Currently there are three funding sources supporting the initiatives of the team. The first is a grant from the Child Health and Development Institute of Connecticut on preventing obesity in early childhood by offering parents of economic disadvantage simple and feasible feeding practices to develop healthier food preferences for their children. Duffy and Jennifer Harris, PhD, MBA from Allied Health Sciences and the Rudd Center for Food Policy and Obesity are the co-PIs. Other team members are from Allied Health Sciences, the Rudd Center, the Department of Nutritional Sciences, the Department of Communication, and Connecticut Children’s Medical Center. The community partner is East Hartford Family Resource Center.
“We have a collaborative team that’s trying to develop simple messages for families to help them establish healthy eating behaviors in toddlers. We hope to make messages are tailored to families so they are more meaningful,” says Duffy.
Hatch funding from the Storrs Agricultural Experiment Station, also in UConn’s College of Agriculture, Health and Natural Resources funds tailored messages for health promotion and obesity prevention using e-health and m-health. The inter-disciplinary team is also on this project, with many of the same team members. Three connected studies will harness technology to deliver tailored nutrition and health messages to middle school students, adolescents, and young adults to improve diet quality for obesity prevention. Community partners include Windsor Public Schools and UConn Student Health Services.
The SNAP-Ed program, funded by the Supplemental Nutrition Assistance Program (SNAP) of the United States Department
of Agriculture (USDA) is the third funding source, and glue that connects all of the projects. The SNAP-Ed program has built a foundation in communities throughout central Connecticut and developed strong partnerships over many years of collaboration. In turn, these partnerships allow the team to identify community needs with input from audiences served and program partners.
“We make lessons applicable to our audiences’ lives,” says Tina Dugdale, MS, RD/RN. “It’s possible to eat healthy foods like fruits and vegetables in recommended serving sizes.” The SNAP-Ed program engages undergraduate and graduate students in Allied Health Sciences – especially those in the Dietetics Coordinated Undergraduate Program and Internship – who work in a variety of communities in Connecticut to deliver nutrition education and carry out service and outreach projects.
All three of the projects offer communication and outreach that is culturally relevant and tailored to the populations served. Materials and classes are offered in English and Spanish. Survey research will identify the key gaps in behavior, and further influence the communication campaigns. The goal connecting all projects is to improve family dietary quality and energy balance in families of economic disadvantage.

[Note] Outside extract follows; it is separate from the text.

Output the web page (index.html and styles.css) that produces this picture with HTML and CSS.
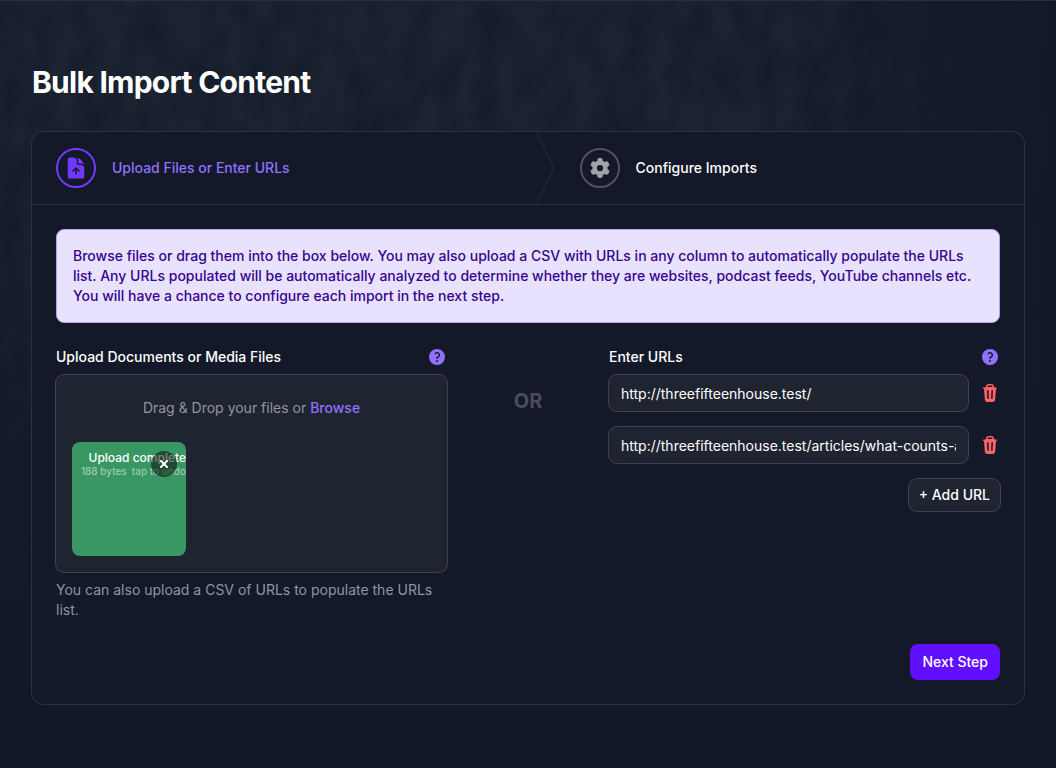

“Many people are banded together throughout the state putting forth efforts to help people with their hardships,” Dugdale concludes. “It’s a satisfying victory when we see our participants make small changes that contribute to the improvement of their health and nutrition.”
Poulin, S. M. & Peng, J. (2018). Connecticut Childhood Obesity Report, 2018. Hartford, CT: Connecticut Department of Public Health.